>>>>

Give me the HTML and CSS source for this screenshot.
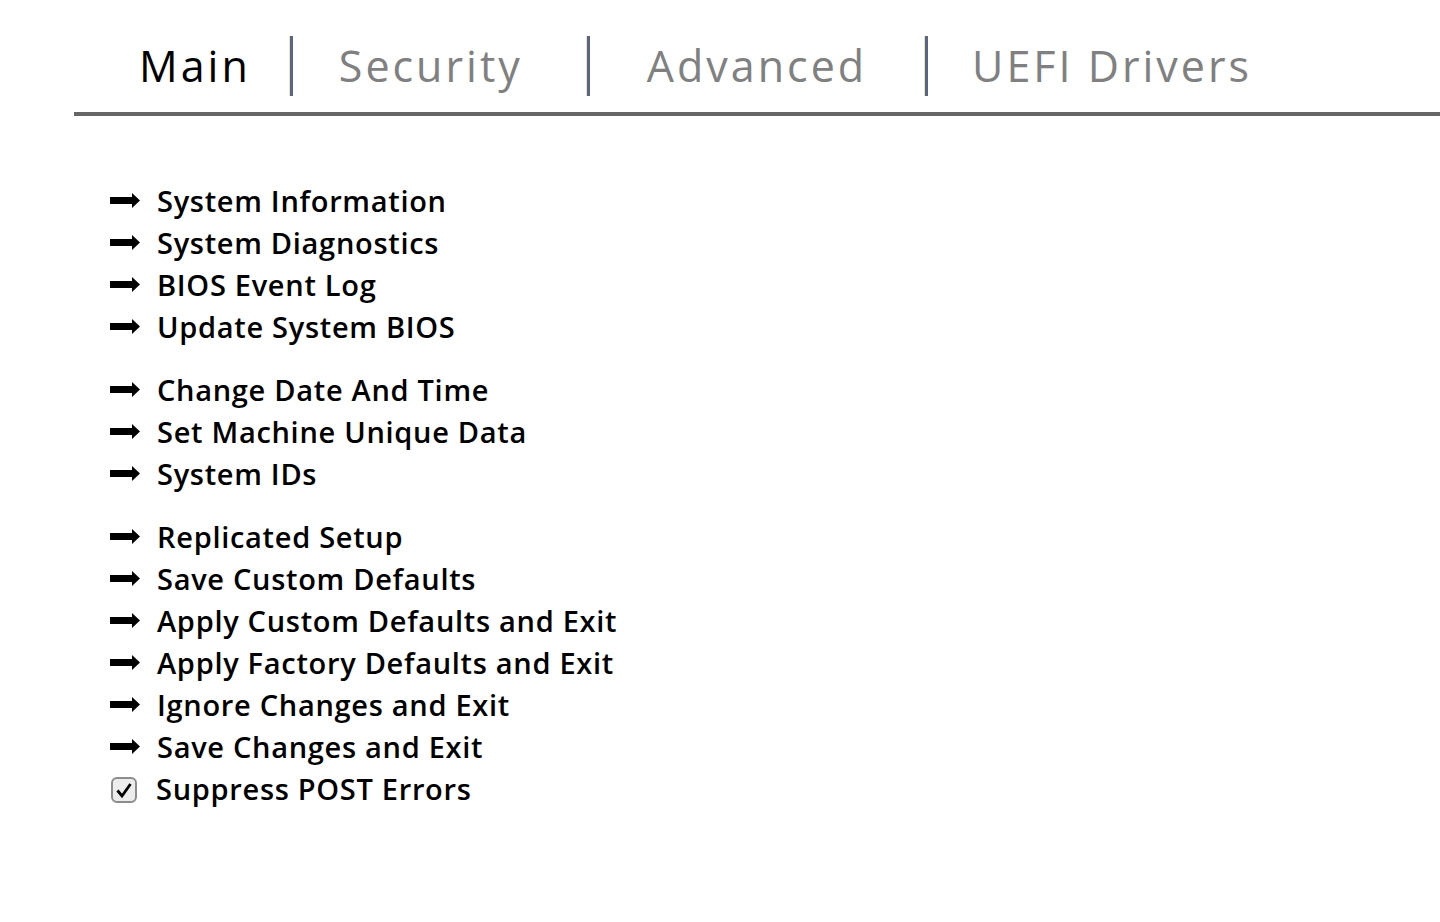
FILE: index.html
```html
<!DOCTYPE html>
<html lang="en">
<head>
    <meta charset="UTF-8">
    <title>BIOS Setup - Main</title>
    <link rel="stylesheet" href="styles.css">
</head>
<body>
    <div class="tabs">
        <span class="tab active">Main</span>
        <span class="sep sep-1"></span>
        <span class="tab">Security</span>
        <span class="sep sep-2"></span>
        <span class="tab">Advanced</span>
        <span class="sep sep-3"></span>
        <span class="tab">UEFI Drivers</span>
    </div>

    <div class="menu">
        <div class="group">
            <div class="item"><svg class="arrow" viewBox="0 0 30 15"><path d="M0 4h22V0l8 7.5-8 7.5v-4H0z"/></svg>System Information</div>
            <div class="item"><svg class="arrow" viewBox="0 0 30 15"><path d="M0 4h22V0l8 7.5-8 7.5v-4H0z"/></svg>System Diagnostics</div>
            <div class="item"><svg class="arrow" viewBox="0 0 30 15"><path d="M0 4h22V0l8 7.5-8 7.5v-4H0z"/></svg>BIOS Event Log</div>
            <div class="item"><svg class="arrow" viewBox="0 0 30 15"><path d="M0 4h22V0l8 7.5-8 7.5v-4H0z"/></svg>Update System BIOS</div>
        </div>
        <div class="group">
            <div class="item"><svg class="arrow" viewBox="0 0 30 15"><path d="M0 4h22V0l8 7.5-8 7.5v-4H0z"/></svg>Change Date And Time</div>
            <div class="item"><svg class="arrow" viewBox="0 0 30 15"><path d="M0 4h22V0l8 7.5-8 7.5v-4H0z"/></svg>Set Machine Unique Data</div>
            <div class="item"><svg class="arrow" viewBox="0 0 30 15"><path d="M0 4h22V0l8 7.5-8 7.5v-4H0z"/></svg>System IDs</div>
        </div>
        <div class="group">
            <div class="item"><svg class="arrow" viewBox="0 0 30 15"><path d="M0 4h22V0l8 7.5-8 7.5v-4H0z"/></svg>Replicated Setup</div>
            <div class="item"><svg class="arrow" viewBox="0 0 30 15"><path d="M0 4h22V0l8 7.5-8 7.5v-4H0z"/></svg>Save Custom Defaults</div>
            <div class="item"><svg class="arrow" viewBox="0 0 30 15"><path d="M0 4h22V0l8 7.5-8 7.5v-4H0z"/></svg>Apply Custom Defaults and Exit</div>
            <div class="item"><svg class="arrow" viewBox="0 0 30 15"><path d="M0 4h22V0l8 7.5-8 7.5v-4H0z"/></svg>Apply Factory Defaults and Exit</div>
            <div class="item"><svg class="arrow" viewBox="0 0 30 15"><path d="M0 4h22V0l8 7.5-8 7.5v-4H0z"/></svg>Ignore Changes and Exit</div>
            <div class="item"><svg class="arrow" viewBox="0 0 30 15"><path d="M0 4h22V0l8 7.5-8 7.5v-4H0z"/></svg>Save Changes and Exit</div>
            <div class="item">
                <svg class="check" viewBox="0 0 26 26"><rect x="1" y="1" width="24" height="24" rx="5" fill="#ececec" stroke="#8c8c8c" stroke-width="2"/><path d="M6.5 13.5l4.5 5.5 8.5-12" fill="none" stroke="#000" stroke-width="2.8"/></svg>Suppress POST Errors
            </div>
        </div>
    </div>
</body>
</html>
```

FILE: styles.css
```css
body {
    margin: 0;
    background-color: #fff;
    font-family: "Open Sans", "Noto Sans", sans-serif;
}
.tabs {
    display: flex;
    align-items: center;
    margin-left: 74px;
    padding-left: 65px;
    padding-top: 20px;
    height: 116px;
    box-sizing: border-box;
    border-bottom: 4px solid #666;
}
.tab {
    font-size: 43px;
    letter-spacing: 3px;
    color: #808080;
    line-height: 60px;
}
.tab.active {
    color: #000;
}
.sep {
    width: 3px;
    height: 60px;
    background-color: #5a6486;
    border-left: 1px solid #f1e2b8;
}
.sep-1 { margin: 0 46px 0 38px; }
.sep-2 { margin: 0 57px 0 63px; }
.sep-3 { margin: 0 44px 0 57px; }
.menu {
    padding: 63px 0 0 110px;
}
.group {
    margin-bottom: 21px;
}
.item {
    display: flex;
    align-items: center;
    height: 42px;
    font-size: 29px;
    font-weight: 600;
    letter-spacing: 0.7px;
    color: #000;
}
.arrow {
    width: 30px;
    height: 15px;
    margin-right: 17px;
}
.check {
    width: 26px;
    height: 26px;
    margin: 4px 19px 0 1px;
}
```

<<<<

Aim: Leave out the pictures and reproduce the rest of the listing exactly.

Exercise answer:
Give me the HTML and CSS source for this screenshot.
FILE: index.html
```html
<!DOCTYPE html>
<html lang="en">
<head>
    <meta charset="UTF-8">
    <title>BIOS Setup - Main</title>
    <link rel="stylesheet" href="styles.css">
</head>
<body>
    <div class="tabs">
        <span class="tab active">Main</span>
        <span class="sep sep-1"></span>
        <span class="tab">Security</span>
        <span class="sep sep-2"></span>
        <span class="tab">Advanced</span>
        <span class="sep sep-3"></span>
        <span class="tab">UEFI Drivers</span>
    </div>

    <div class="menu">
        <div class="group">
            <div class="item"><svg class="arrow" viewBox="0 0 30 15"><path d="M0 4h22V0l8 7.5-8 7.5v-4H0z"/></svg>System Information</div>
            <div class="item"><svg class="arrow" viewBox="0 0 30 15"><path d="M0 4h22V0l8 7.5-8 7.5v-4H0z"/></svg>System Diagnostics</div>
            <div class="item"><svg class="arrow" viewBox="0 0 30 15"><path d="M0 4h22V0l8 7.5-8 7.5v-4H0z"/></svg>BIOS Event Log</div>
            <div class="item"><svg class="arrow" viewBox="0 0 30 15"><path d="M0 4h22V0l8 7.5-8 7.5v-4H0z"/></svg>Update System BIOS</div>
        </div>
        <div class="group">
            <div class="item"><svg class="arrow" viewBox="0 0 30 15"><path d="M0 4h22V0l8 7.5-8 7.5v-4H0z"/></svg>Change Date And Time</div>
            <div class="item"><svg class="arrow" viewBox="0 0 30 15"><path d="M0 4h22V0l8 7.5-8 7.5v-4H0z"/></svg>Set Machine Unique Data</div>
            <div class="item"><svg class="arrow" viewBox="0 0 30 15"><path d="M0 4h22V0l8 7.5-8 7.5v-4H0z"/></svg>System IDs</div>
        </div>
        <div class="group">
            <div class="item"><svg class="arrow" viewBox="0 0 30 15"><path d="M0 4h22V0l8 7.5-8 7.5v-4H0z"/></svg>Replicated Setup</div>
            <div class="item"><svg class="arrow" viewBox="0 0 30 15"><path d="M0 4h22V0l8 7.5-8 7.5v-4H0z"/></svg>Save Custom Defaults</div>
            <div class="item"><svg class="arrow" viewBox="0 0 30 15"><path d="M0 4h22V0l8 7.5-8 7.5v-4H0z"/></svg>Apply Custom Defaults and Exit</div>
            <div class="item"><svg class="arrow" viewBox="0 0 30 15"><path d="M0 4h22V0l8 7.5-8 7.5v-4H0z"/></svg>Apply Factory Defaults and Exit</div>
            <div class="item"><svg class="arrow" viewBox="0 0 30 15"><path d="M0 4h22V0l8 7.5-8 7.5v-4H0z"/></svg>Ignore Changes and Exit</div>
            <div class="item"><svg class="arrow" viewBox="0 0 30 15"><path d="M0 4h22V0l8 7.5-8 7.5v-4H0z"/></svg>Save Changes and Exit</div>
            <div class="item">
                <svg class="check" viewBox="0 0 26 26"><rect x="1" y="1" width="24" height="24" rx="5" fill="#ececec" stroke="#8c8c8c" stroke-width="2"/><path d="M6.5 13.5l4.5 5.5 8.5-12" fill="none" stroke="#000" stroke-width="2.8"/></svg>Suppress POST Errors
            </div>
        </div>
    </div>
</body>
</html>
```

FILE: styles.css
```css
body {
    margin: 0;
    background-color: #fff;
    font-family: "Open Sans", "Noto Sans", sans-serif;
}
.tabs {
    display: flex;
    align-items: center;
    margin-left: 74px;
    padding-left: 65px;
    padding-top: 20px;
    height: 116px;
    box-sizing: border-box;
    border-bottom: 4px solid #666;
}
.tab {
    font-size: 43px;
    letter-spacing: 3px;
    color: #808080;
    line-height: 60px;
}
.tab.active {
    color: #000;
}
.sep {
    width: 3px;
    height: 60px;
    background-color: #5a6486;
    border-left: 1px solid #f1e2b8;
}
.sep-1 { margin: 0 46px 0 38px; }
.sep-2 { margin: 0 57px 0 63px; }
.sep-3 { margin: 0 44px 0 57px; }
.menu {
    padding: 63px 0 0 110px;
}
.group {
    margin-bottom: 21px;
}
.item {
    display: flex;
    align-items: center;
    height: 42px;
    font-size: 29px;
    font-weight: 600;
    letter-spacing: 0.7px;
    color: #000;
}
.arrow {
    width: 30px;
    height: 15px;
    margin-right: 17px;
}
.check {
    width: 26px;
    height: 26px;
    margin: 4px 19px 0 1px;
}
```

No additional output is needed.